Is $100 oil possible this year?
That was the question Rigzone asked Carole Nakhle, the Chief Executive Officer of London based consultancy Crystol Energy.
Responding to the question, Nakhle said “anything is possible”, but added that “the likelihood of a $100 oil price is very slim under existing market conditions”.
“Unless we have a major disruption to supply, I don’t see how that is possible, especially when demand is not booming and unlikely to suddenly do so this year,” Nakhle told Rigzone.
In a research note sent to Rigzone earlier this week by Natasha Kaneva, the head of global commodities strategy at J.P. Morgan, analysts at the company, including Kaneva, said “based on numerous recent discussions with institutional and corporate clients”, they “conclude that the sentiment on oil is neutral to optimistic, particularly within the corporate community”.
“Money managers increased their net-long positions in Nymex WTI to the highest level since late January last week, while short positions in Brent fell by the most since October,” the J.P. Morgan analysts highlighted in that note.
“Brent’s prompt spread hit its strongest level since January, and open interest on Brent climbed to a new record, with Brent September $95 calls trading more than 10,000 times last Tuesday,” they added.
The J.P. Morgan research note showed that the company is projecting that Brent crude oil will average $66 per barrel in 2025 and $58 per barrel in 2026.
According to the note, J.P. Morgan sees Brent averaging $67 per barrel in the second quarter of this year, $63 per barrel in the third quarter, $61 per barrel in the fourth quarter, $55 per barrel in the first quarter of next year, $57 per barrel across the second and third quarters of 2026, and $60 per barrel in the fourth quarter of next year.
A report sent to Rigzone by Standard Chartered Bank Commodities Research Head Paul Horsnell on Tuesday showed that Standard Chartered sees the ICE Brent nearby future crude oil price averaging $77 per barrel this year and $85 per barrel next year.
In that report, Standard Chartered projected that the commodity will average $73 per barrel in the second quarter of 2025, $77 per barrel in the third quarter, $82 per barrel in the third quarter, $85 per barrel in the fourth quarter, $83 per barrel in the first quarter of 2026, and $84 per barrel in the second quarter of next year.
In a BMI report sent to Rigzone by the Fitch Group this morning, BMI projected that the front month Brent crude price will average $68 per barrel in 2025 and $71 per barrel in 2026.
Crystol Energy was founded in 2012 by Nakhle, the company’s site highlights.
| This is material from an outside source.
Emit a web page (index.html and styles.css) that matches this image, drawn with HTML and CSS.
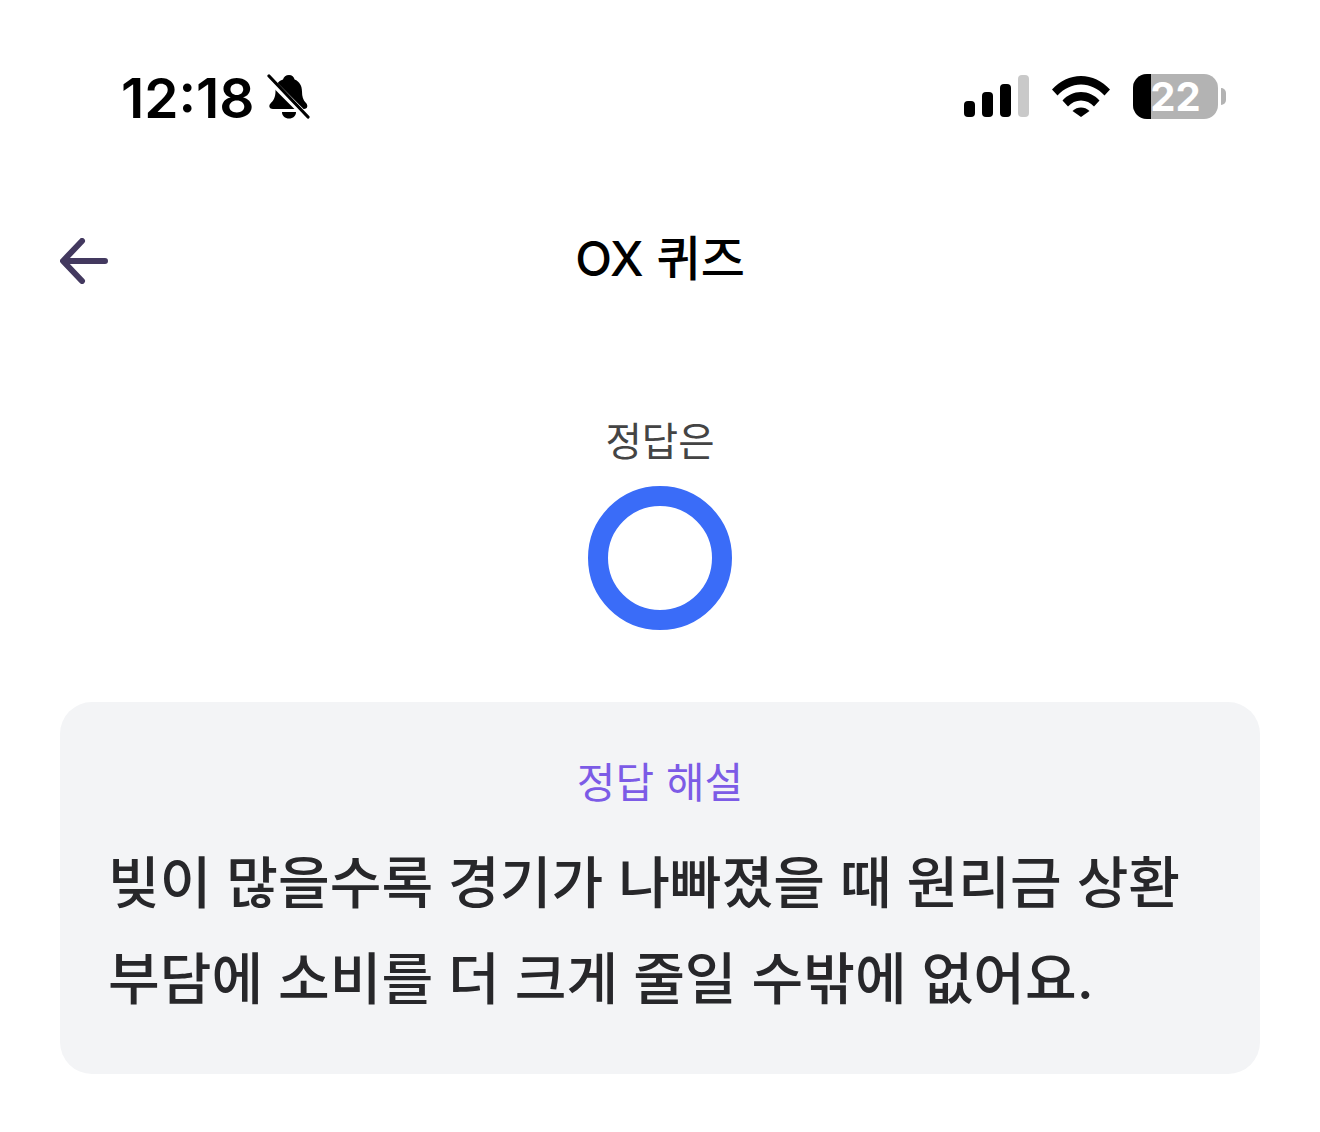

The site notes that Crystol’s “tailored advice, client-focused training, and bespoke research cover the whole spectrum of world energy markets, policy, and geopolitics”.
Nakhle is described on Crystol’s site as “an international authority on global energy issues, in particular in the fields of policy, finance, market development, governance, energy taxes, and fiscal regimes, as well as geopolitics”.
On its site, J.P. Morgan describes itself as a leading global financial services firm with assets of $3.9 trillion and operations worldwide. The company has “a legacy dating back to 1799”, its site points out.
Standard Chartered describes itself on its site as “a global bank connecting corporate, institutional, and affluent clients to a network that offers unique access to sustainable growth opportunities across Asia, Africa, and the Middle East”.
BMI is a Fitch Solutions company. BMI offers “in-depth data and research for over 200 markets and more than 20 industries”, Fitch Solutions’ website outlines.